[Interface markup and scripts]
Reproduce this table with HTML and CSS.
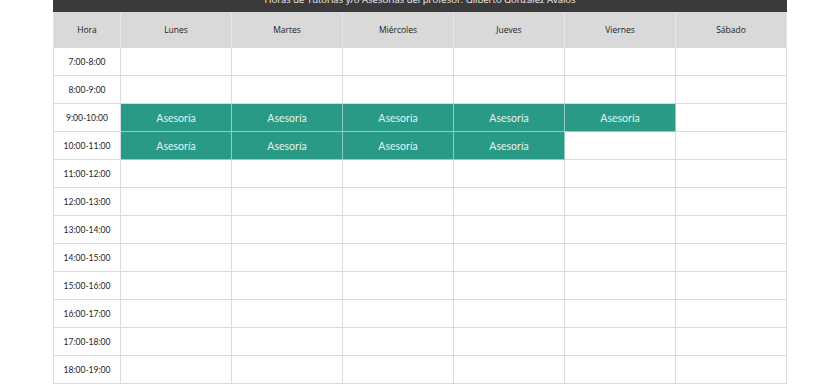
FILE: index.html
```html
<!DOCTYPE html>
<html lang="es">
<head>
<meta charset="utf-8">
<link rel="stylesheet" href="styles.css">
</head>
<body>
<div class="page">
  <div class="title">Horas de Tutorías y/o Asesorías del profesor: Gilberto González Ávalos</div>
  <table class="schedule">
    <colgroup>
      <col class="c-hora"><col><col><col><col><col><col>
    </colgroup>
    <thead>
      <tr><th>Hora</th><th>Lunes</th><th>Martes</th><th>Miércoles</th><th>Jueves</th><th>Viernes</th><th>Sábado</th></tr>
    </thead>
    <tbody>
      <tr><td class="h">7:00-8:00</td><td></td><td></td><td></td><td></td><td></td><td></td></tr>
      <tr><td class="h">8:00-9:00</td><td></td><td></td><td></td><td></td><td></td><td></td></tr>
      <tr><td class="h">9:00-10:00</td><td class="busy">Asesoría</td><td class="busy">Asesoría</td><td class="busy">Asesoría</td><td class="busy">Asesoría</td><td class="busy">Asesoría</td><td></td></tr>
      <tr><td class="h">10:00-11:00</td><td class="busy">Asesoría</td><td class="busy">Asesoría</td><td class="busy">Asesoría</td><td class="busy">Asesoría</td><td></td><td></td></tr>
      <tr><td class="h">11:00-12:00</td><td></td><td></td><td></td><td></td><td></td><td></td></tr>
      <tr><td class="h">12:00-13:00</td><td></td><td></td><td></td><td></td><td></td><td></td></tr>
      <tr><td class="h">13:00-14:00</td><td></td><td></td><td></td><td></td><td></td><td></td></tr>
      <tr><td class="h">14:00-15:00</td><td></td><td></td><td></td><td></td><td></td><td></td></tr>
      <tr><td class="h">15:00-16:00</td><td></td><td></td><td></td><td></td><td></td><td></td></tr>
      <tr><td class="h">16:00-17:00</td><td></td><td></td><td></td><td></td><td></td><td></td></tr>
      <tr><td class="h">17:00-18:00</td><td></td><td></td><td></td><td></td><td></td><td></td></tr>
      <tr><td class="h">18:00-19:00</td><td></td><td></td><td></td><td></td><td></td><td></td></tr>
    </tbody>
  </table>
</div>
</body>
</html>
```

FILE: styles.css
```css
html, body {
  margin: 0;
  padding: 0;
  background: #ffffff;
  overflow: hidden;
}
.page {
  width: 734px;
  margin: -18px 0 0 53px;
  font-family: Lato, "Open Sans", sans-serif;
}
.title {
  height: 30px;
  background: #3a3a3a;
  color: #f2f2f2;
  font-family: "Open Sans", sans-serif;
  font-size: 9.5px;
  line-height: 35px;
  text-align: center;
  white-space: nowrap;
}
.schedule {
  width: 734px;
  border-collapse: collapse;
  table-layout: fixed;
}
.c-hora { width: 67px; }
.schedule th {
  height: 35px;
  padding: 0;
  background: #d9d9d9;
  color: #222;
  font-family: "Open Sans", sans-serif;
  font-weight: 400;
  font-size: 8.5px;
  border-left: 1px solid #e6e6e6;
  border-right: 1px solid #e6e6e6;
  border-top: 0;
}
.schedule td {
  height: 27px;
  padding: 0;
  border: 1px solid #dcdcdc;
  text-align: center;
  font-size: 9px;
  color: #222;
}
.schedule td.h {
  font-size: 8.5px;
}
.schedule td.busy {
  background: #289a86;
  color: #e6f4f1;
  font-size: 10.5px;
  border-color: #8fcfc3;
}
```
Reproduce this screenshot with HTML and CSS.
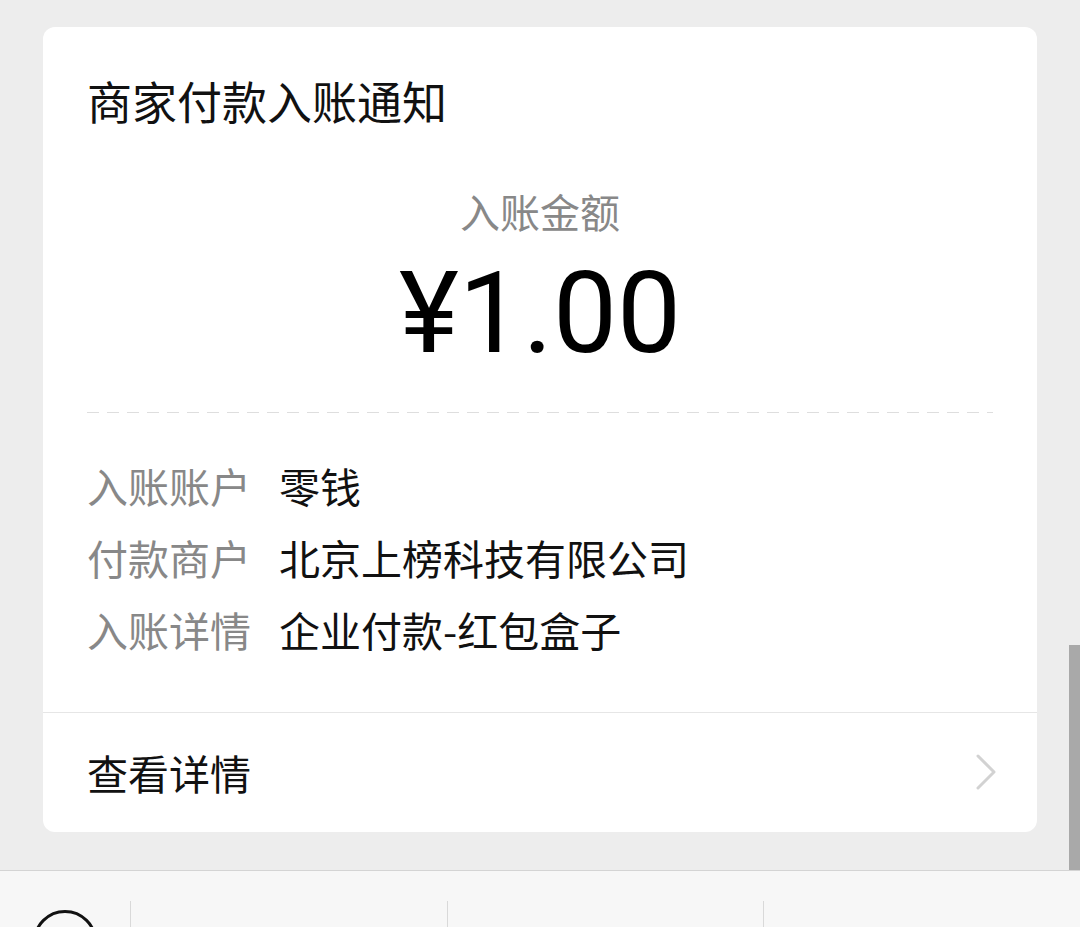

Work instructions:
In your copy of the records, include no pictures; repeat everything else exactly.

Complete answer:
Reproduce this table with HTML and CSS.
FILE: index.html
```html
<!DOCTYPE html>
<html lang="es">
<head>
<meta charset="utf-8">
<link rel="stylesheet" href="styles.css">
</head>
<body>
<div class="page">
  <div class="title">Horas de Tutorías y/o Asesorías del profesor: Gilberto González Ávalos</div>
  <table class="schedule">
    <colgroup>
      <col class="c-hora"><col><col><col><col><col><col>
    </colgroup>
    <thead>
      <tr><th>Hora</th><th>Lunes</th><th>Martes</th><th>Miércoles</th><th>Jueves</th><th>Viernes</th><th>Sábado</th></tr>
    </thead>
    <tbody>
      <tr><td class="h">7:00-8:00</td><td></td><td></td><td></td><td></td><td></td><td></td></tr>
      <tr><td class="h">8:00-9:00</td><td></td><td></td><td></td><td></td><td></td><td></td></tr>
      <tr><td class="h">9:00-10:00</td><td class="busy">Asesoría</td><td class="busy">Asesoría</td><td class="busy">Asesoría</td><td class="busy">Asesoría</td><td class="busy">Asesoría</td><td></td></tr>
      <tr><td class="h">10:00-11:00</td><td class="busy">Asesoría</td><td class="busy">Asesoría</td><td class="busy">Asesoría</td><td class="busy">Asesoría</td><td></td><td></td></tr>
      <tr><td class="h">11:00-12:00</td><td></td><td></td><td></td><td></td><td></td><td></td></tr>
      <tr><td class="h">12:00-13:00</td><td></td><td></td><td></td><td></td><td></td><td></td></tr>
      <tr><td class="h">13:00-14:00</td><td></td><td></td><td></td><td></td><td></td><td></td></tr>
      <tr><td class="h">14:00-15:00</td><td></td><td></td><td></td><td></td><td></td><td></td></tr>
      <tr><td class="h">15:00-16:00</td><td></td><td></td><td></td><td></td><td></td><td></td></tr>
      <tr><td class="h">16:00-17:00</td><td></td><td></td><td></td><td></td><td></td><td></td></tr>
      <tr><td class="h">17:00-18:00</td><td></td><td></td><td></td><td></td><td></td><td></td></tr>
      <tr><td class="h">18:00-19:00</td><td></td><td></td><td></td><td></td><td></td><td></td></tr>
    </tbody>
  </table>
</div>
</body>
</html>
```

FILE: styles.css
```css
html, body {
  margin: 0;
  padding: 0;
  background: #ffffff;
  overflow: hidden;
}
.page {
  width: 734px;
  margin: -18px 0 0 53px;
  font-family: Lato, "Open Sans", sans-serif;
}
.title {
  height: 30px;
  background: #3a3a3a;
  color: #f2f2f2;
  font-family: "Open Sans", sans-serif;
  font-size: 9.5px;
  line-height: 35px;
  text-align: center;
  white-space: nowrap;
}
.schedule {
  width: 734px;
  border-collapse: collapse;
  table-layout: fixed;
}
.c-hora { width: 67px; }
.schedule th {
  height: 35px;
  padding: 0;
  background: #d9d9d9;
  color: #222;
  font-family: "Open Sans", sans-serif;
  font-weight: 400;
  font-size: 8.5px;
  border-left: 1px solid #e6e6e6;
  border-right: 1px solid #e6e6e6;
  border-top: 0;
}
.schedule td {
  height: 27px;
  padding: 0;
  border: 1px solid #dcdcdc;
  text-align: center;
  font-size: 9px;
  color: #222;
}
.schedule td.h {
  font-size: 8.5px;
}
.schedule td.busy {
  background: #289a86;
  color: #e6f4f1;
  font-size: 10.5px;
  border-color: #8fcfc3;
}
```
Reproduce this screenshot with HTML and CSS.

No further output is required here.